→ **AIM**:
The data below should be printed in full, exactly, and without any of its images.

→ **GIVEN MATERIAL**:
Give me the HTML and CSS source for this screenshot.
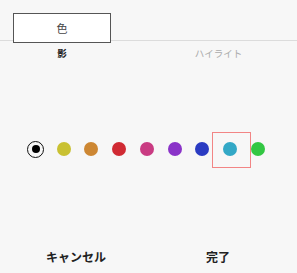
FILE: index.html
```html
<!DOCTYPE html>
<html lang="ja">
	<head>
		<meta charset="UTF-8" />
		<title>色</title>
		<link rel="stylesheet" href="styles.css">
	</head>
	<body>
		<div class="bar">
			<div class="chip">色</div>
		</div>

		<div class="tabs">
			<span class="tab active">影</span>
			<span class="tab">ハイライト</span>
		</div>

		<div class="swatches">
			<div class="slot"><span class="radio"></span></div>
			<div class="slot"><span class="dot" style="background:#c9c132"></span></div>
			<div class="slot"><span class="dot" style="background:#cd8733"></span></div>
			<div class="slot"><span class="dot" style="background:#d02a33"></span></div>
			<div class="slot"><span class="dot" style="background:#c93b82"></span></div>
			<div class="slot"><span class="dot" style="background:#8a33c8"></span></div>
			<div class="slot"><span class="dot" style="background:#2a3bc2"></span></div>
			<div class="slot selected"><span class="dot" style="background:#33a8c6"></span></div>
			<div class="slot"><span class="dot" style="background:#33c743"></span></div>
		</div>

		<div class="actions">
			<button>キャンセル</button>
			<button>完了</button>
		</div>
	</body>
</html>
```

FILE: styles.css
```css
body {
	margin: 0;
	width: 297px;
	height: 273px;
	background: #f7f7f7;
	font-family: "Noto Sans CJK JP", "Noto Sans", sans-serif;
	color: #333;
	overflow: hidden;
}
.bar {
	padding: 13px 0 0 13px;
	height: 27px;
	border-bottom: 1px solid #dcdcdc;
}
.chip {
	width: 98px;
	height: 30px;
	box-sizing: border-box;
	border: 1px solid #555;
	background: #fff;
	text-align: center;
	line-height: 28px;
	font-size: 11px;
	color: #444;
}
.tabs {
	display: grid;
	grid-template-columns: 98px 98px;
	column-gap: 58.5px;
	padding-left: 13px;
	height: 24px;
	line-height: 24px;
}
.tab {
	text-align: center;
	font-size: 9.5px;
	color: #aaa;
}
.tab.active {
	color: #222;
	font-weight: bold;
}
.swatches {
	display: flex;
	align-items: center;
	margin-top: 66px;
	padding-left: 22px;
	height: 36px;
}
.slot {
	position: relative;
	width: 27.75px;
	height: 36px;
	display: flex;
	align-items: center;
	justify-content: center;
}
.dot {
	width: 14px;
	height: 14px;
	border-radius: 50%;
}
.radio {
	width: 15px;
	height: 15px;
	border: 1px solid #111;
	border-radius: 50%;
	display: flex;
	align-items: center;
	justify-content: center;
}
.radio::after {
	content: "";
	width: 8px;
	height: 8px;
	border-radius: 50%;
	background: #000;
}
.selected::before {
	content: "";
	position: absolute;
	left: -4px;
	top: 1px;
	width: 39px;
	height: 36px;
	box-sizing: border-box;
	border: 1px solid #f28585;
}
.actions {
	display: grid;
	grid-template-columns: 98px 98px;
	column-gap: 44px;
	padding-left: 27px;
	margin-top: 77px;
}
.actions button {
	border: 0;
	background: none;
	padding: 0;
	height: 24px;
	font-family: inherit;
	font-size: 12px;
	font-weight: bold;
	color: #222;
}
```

→ **CORRECT RESPONSE**:
Give me the HTML and CSS source for this screenshot.
FILE: index.html
```html
<!DOCTYPE html>
<html lang="ja">
	<head>
		<meta charset="UTF-8" />
		<title>色</title>
		<link rel="stylesheet" href="styles.css">
	</head>
	<body>
		<div class="bar">
			<div class="chip">色</div>
		</div>

		<div class="tabs">
			<span class="tab active">影</span>
			<span class="tab">ハイライト</span>
		</div>

		<div class="swatches">
			<div class="slot"><span class="radio"></span></div>
			<div class="slot"><span class="dot" style="background:#c9c132"></span></div>
			<div class="slot"><span class="dot" style="background:#cd8733"></span></div>
			<div class="slot"><span class="dot" style="background:#d02a33"></span></div>
			<div class="slot"><span class="dot" style="background:#c93b82"></span></div>
			<div class="slot"><span class="dot" style="background:#8a33c8"></span></div>
			<div class="slot"><span class="dot" style="background:#2a3bc2"></span></div>
			<div class="slot selected"><span class="dot" style="background:#33a8c6"></span></div>
			<div class="slot"><span class="dot" style="background:#33c743"></span></div>
		</div>

		<div class="actions">
			<button>キャンセル</button>
			<button>完了</button>
		</div>
	</body>
</html>
```

FILE: styles.css
```css
body {
	margin: 0;
	width: 297px;
	height: 273px;
	background: #f7f7f7;
	font-family: "Noto Sans CJK JP", "Noto Sans", sans-serif;
	color: #333;
	overflow: hidden;
}
.bar {
	padding: 13px 0 0 13px;
	height: 27px;
	border-bottom: 1px solid #dcdcdc;
}
.chip {
	width: 98px;
	height: 30px;
	box-sizing: border-box;
	border: 1px solid #555;
	background: #fff;
	text-align: center;
	line-height: 28px;
	font-size: 11px;
	color: #444;
}
.tabs {
	display: grid;
	grid-template-columns: 98px 98px;
	column-gap: 58.5px;
	padding-left: 13px;
	height: 24px;
	line-height: 24px;
}
.tab {
	text-align: center;
	font-size: 9.5px;
	color: #aaa;
}
.tab.active {
	color: #222;
	font-weight: bold;
}
.swatches {
	display: flex;
	align-items: center;
	margin-top: 66px;
	padding-left: 22px;
	height: 36px;
}
.slot {
	position: relative;
	width: 27.75px;
	height: 36px;
	display: flex;
	align-items: center;
	justify-content: center;
}
.dot {
	width: 14px;
	height: 14px;
	border-radius: 50%;
}
.radio {
	width: 15px;
	height: 15px;
	border: 1px solid #111;
	border-radius: 50%;
	display: flex;
	align-items: center;
	justify-content: center;
}
.radio::after {
	content: "";
	width: 8px;
	height: 8px;
	border-radius: 50%;
	background: #000;
}
.selected::before {
	content: "";
	position: absolute;
	left: -4px;
	top: 1px;
	width: 39px;
	height: 36px;
	box-sizing: border-box;
	border: 1px solid #f28585;
}
.actions {
	display: grid;
	grid-template-columns: 98px 98px;
	column-gap: 44px;
	padding-left: 27px;
	margin-top: 77px;
}
.actions button {
	border: 0;
	background: none;
	padding: 0;
	height: 24px;
	font-family: inherit;
	font-size: 12px;
	font-weight: bold;
	color: #222;
}
```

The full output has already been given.